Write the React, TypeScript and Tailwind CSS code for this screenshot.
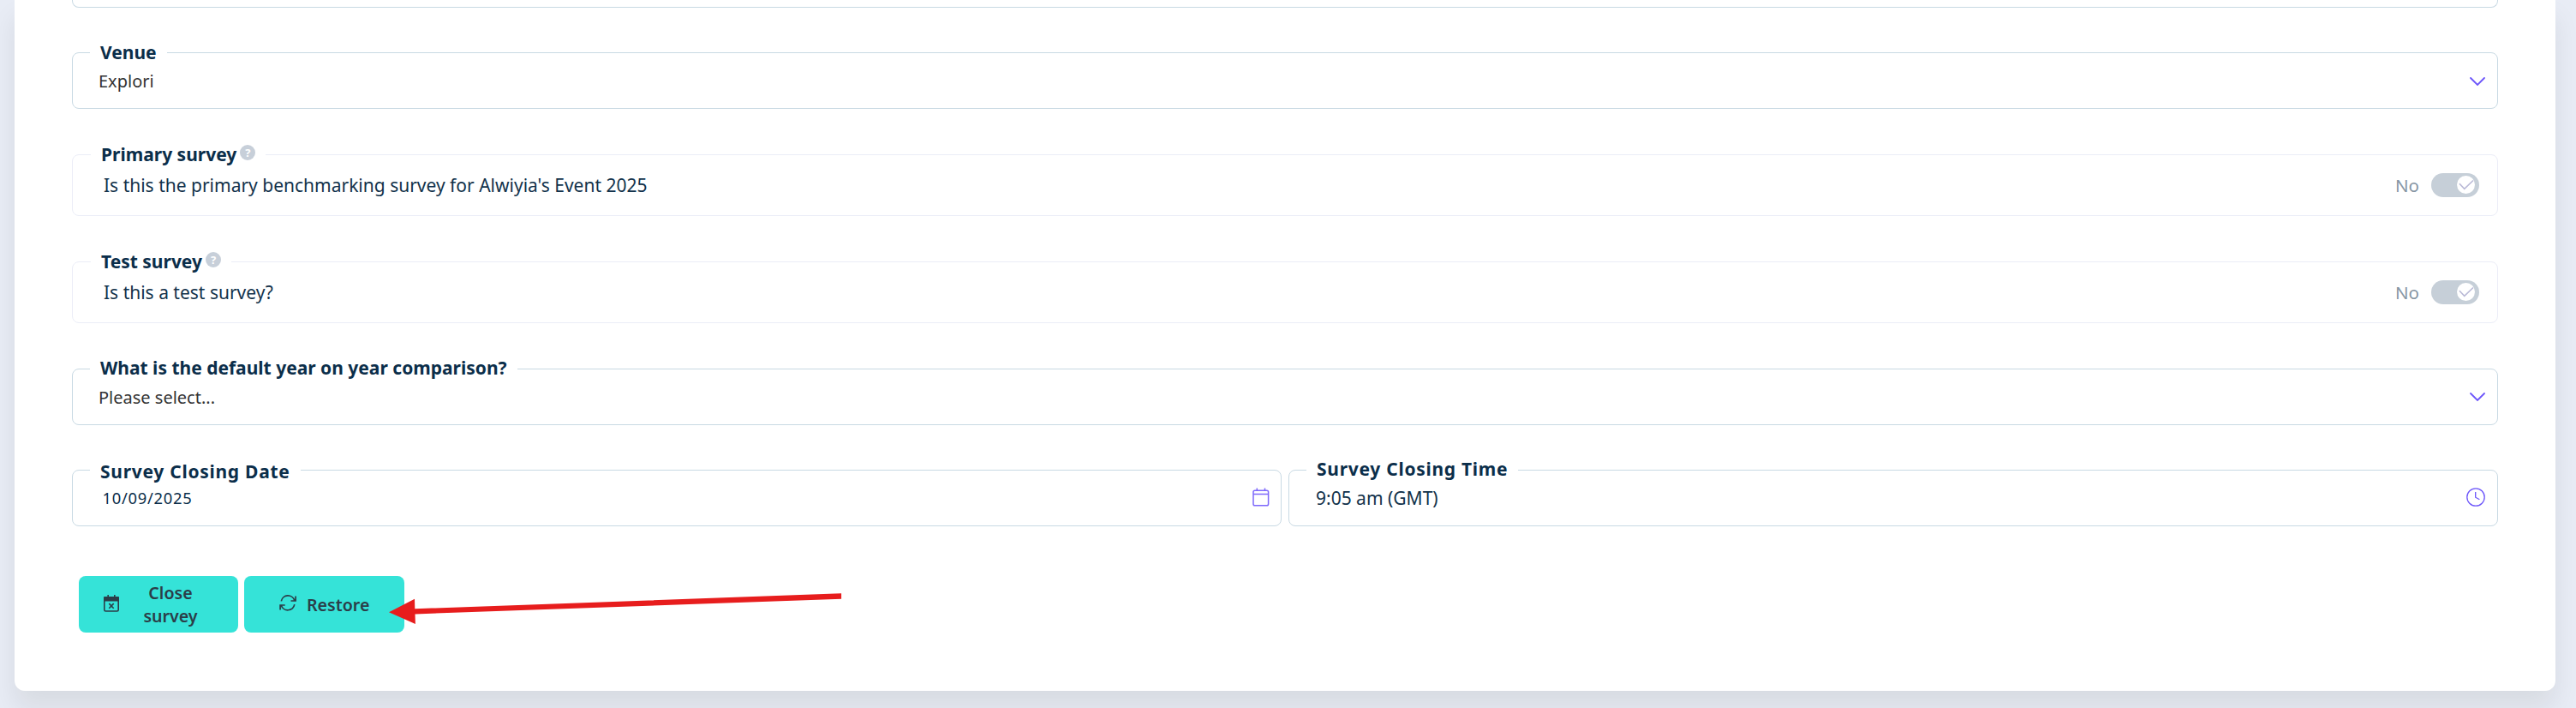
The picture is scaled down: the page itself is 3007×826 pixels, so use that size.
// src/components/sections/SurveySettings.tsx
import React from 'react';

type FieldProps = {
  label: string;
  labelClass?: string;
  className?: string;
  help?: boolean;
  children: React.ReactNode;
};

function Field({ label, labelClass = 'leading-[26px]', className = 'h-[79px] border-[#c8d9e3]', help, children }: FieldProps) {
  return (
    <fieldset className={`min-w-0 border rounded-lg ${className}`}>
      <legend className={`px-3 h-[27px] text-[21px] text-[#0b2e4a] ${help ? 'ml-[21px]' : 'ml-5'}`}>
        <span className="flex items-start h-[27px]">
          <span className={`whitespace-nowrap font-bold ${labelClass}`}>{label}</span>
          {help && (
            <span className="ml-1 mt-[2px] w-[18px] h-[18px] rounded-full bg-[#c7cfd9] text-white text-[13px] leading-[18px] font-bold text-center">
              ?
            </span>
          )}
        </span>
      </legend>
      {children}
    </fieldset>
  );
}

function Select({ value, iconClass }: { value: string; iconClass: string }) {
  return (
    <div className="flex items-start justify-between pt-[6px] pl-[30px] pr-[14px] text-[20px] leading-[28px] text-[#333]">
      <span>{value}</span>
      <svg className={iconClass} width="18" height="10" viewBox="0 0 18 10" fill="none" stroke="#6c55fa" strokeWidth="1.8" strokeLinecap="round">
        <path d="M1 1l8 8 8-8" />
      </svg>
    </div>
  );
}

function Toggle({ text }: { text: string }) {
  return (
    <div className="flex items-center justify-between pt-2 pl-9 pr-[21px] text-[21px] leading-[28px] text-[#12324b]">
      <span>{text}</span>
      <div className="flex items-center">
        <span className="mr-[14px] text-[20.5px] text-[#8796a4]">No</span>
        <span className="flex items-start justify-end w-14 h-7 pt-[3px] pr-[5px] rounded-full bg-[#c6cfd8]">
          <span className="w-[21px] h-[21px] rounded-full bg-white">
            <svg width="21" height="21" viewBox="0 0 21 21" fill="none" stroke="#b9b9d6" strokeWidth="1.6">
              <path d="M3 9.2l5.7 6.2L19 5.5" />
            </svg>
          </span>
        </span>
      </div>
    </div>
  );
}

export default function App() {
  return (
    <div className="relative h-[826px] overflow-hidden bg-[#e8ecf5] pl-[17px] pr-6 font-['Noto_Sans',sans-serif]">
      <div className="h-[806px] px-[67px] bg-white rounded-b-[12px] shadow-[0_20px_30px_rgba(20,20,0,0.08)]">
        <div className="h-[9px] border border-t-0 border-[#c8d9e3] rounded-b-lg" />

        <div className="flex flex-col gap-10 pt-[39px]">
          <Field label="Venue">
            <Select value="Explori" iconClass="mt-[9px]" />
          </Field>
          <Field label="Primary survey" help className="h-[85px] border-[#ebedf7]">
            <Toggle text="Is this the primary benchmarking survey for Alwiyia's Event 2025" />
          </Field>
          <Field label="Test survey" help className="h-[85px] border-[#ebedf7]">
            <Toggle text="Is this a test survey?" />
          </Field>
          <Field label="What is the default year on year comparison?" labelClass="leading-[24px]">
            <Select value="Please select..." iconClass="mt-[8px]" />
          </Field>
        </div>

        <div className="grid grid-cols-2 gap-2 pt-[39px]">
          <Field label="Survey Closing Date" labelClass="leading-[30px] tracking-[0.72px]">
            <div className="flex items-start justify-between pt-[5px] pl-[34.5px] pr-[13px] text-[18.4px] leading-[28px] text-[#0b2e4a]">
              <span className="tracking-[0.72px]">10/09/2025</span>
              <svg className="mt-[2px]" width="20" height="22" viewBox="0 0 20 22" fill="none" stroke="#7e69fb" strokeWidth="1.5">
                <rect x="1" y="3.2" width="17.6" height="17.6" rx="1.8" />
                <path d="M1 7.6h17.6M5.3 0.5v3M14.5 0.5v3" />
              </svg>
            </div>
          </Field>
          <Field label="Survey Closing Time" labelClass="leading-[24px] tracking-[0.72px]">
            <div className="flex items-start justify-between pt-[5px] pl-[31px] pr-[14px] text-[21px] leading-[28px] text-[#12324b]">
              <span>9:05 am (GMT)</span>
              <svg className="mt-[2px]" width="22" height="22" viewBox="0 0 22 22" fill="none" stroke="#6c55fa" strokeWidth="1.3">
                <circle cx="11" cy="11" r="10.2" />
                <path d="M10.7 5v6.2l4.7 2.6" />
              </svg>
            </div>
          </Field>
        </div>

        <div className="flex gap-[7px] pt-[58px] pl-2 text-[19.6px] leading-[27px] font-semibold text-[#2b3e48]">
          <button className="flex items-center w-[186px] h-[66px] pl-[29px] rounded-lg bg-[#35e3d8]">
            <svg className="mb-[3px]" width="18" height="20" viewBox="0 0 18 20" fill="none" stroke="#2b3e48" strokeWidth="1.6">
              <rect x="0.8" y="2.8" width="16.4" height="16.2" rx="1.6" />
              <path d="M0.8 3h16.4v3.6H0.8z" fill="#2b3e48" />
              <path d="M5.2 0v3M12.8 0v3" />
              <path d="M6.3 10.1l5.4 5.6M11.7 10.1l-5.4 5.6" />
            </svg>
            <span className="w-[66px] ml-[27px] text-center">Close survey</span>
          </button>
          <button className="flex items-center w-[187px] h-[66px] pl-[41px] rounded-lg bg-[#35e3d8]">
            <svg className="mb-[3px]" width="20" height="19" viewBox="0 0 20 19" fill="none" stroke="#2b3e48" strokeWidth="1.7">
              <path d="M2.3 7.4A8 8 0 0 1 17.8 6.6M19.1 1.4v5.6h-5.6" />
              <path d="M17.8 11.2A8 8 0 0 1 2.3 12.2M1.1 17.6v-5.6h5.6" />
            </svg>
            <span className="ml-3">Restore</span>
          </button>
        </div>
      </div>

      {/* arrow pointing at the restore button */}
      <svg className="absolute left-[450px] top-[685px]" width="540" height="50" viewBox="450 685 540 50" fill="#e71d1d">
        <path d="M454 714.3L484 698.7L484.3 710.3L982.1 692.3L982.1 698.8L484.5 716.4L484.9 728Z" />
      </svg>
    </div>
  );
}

————

_SHORT PROBLEM_
Omit the pictures, then quote the rest of the material above exactly.

_RESULT_
Write the React, TypeScript and Tailwind CSS code for this screenshot.
The picture is scaled down: the page itself is 3007×826 pixels, so use that size.
// src/components/sections/SurveySettings.tsx
import React from 'react';

type FieldProps = {
  label: string;
  labelClass?: string;
  className?: string;
  help?: boolean;
  children: React.ReactNode;
};

function Field({ label, labelClass = 'leading-[26px]', className = 'h-[79px] border-[#c8d9e3]', help, children }: FieldProps) {
  return (
    <fieldset className={`min-w-0 border rounded-lg ${className}`}>
      <legend className={`px-3 h-[27px] text-[21px] text-[#0b2e4a] ${help ? 'ml-[21px]' : 'ml-5'}`}>
        <span className="flex items-start h-[27px]">
          <span className={`whitespace-nowrap font-bold ${labelClass}`}>{label}</span>
          {help && (
            <span className="ml-1 mt-[2px] w-[18px] h-[18px] rounded-full bg-[#c7cfd9] text-white text-[13px] leading-[18px] font-bold text-center">
              ?
            </span>
          )}
        </span>
      </legend>
      {children}
    </fieldset>
  );
}

function Select({ value, iconClass }: { value: string; iconClass: string }) {
  return (
    <div className="flex items-start justify-between pt-[6px] pl-[30px] pr-[14px] text-[20px] leading-[28px] text-[#333]">
      <span>{value}</span>
      <svg className={iconClass} width="18" height="10" viewBox="0 0 18 10" fill="none" stroke="#6c55fa" strokeWidth="1.8" strokeLinecap="round">
        <path d="M1 1l8 8 8-8" />
      </svg>
    </div>
  );
}

function Toggle({ text }: { text: string }) {
  return (
    <div className="flex items-center justify-between pt-2 pl-9 pr-[21px] text-[21px] leading-[28px] text-[#12324b]">
      <span>{text}</span>
      <div className="flex items-center">
        <span className="mr-[14px] text-[20.5px] text-[#8796a4]">No</span>
        <span className="flex items-start justify-end w-14 h-7 pt-[3px] pr-[5px] rounded-full bg-[#c6cfd8]">
          <span className="w-[21px] h-[21px] rounded-full bg-white">
            <svg width="21" height="21" viewBox="0 0 21 21" fill="none" stroke="#b9b9d6" strokeWidth="1.6">
              <path d="M3 9.2l5.7 6.2L19 5.5" />
            </svg>
          </span>
        </span>
      </div>
    </div>
  );
}

export default function App() {
  return (
    <div className="relative h-[826px] overflow-hidden bg-[#e8ecf5] pl-[17px] pr-6 font-['Noto_Sans',sans-serif]">
      <div className="h-[806px] px-[67px] bg-white rounded-b-[12px] shadow-[0_20px_30px_rgba(20,20,0,0.08)]">
        <div className="h-[9px] border border-t-0 border-[#c8d9e3] rounded-b-lg" />

        <div className="flex flex-col gap-10 pt-[39px]">
          <Field label="Venue">
            <Select value="Explori" iconClass="mt-[9px]" />
          </Field>
          <Field label="Primary survey" help className="h-[85px] border-[#ebedf7]">
            <Toggle text="Is this the primary benchmarking survey for Alwiyia's Event 2025" />
          </Field>
          <Field label="Test survey" help className="h-[85px] border-[#ebedf7]">
            <Toggle text="Is this a test survey?" />
          </Field>
          <Field label="What is the default year on year comparison?" labelClass="leading-[24px]">
            <Select value="Please select..." iconClass="mt-[8px]" />
          </Field>
        </div>

        <div className="grid grid-cols-2 gap-2 pt-[39px]">
          <Field label="Survey Closing Date" labelClass="leading-[30px] tracking-[0.72px]">
            <div className="flex items-start justify-between pt-[5px] pl-[34.5px] pr-[13px] text-[18.4px] leading-[28px] text-[#0b2e4a]">
              <span className="tracking-[0.72px]">10/09/2025</span>
              <svg className="mt-[2px]" width="20" height="22" viewBox="0 0 20 22" fill="none" stroke="#7e69fb" strokeWidth="1.5">
                <rect x="1" y="3.2" width="17.6" height="17.6" rx="1.8" />
                <path d="M1 7.6h17.6M5.3 0.5v3M14.5 0.5v3" />
              </svg>
            </div>
          </Field>
          <Field label="Survey Closing Time" labelClass="leading-[24px] tracking-[0.72px]">
            <div className="flex items-start justify-between pt-[5px] pl-[31px] pr-[14px] text-[21px] leading-[28px] text-[#12324b]">
              <span>9:05 am (GMT)</span>
              <svg className="mt-[2px]" width="22" height="22" viewBox="0 0 22 22" fill="none" stroke="#6c55fa" strokeWidth="1.3">
                <circle cx="11" cy="11" r="10.2" />
                <path d="M10.7 5v6.2l4.7 2.6" />
              </svg>
            </div>
          </Field>
        </div>

        <div className="flex gap-[7px] pt-[58px] pl-2 text-[19.6px] leading-[27px] font-semibold text-[#2b3e48]">
          <button className="flex items-center w-[186px] h-[66px] pl-[29px] rounded-lg bg-[#35e3d8]">
            <svg className="mb-[3px]" width="18" height="20" viewBox="0 0 18 20" fill="none" stroke="#2b3e48" strokeWidth="1.6">
              <rect x="0.8" y="2.8" width="16.4" height="16.2" rx="1.6" />
              <path d="M0.8 3h16.4v3.6H0.8z" fill="#2b3e48" />
              <path d="M5.2 0v3M12.8 0v3" />
              <path d="M6.3 10.1l5.4 5.6M11.7 10.1l-5.4 5.6" />
            </svg>
            <span className="w-[66px] ml-[27px] text-center">Close survey</span>
          </button>
          <button className="flex items-center w-[187px] h-[66px] pl-[41px] rounded-lg bg-[#35e3d8]">
            <svg className="mb-[3px]" width="20" height="19" viewBox="0 0 20 19" fill="none" stroke="#2b3e48" strokeWidth="1.7">
              <path d="M2.3 7.4A8 8 0 0 1 17.8 6.6M19.1 1.4v5.6h-5.6" />
              <path d="M17.8 11.2A8 8 0 0 1 2.3 12.2M1.1 17.6v-5.6h5.6" />
            </svg>
            <span className="ml-3">Restore</span>
          </button>
        </div>
      </div>

      {/* arrow pointing at the restore button */}
      <svg className="absolute left-[450px] top-[685px]" width="540" height="50" viewBox="450 685 540 50" fill="#e71d1d">
        <path d="M454 714.3L484 698.7L484.3 710.3L982.1 692.3L982.1 698.8L484.5 716.4L484.9 728Z" />
      </svg>
    </div>
  );
}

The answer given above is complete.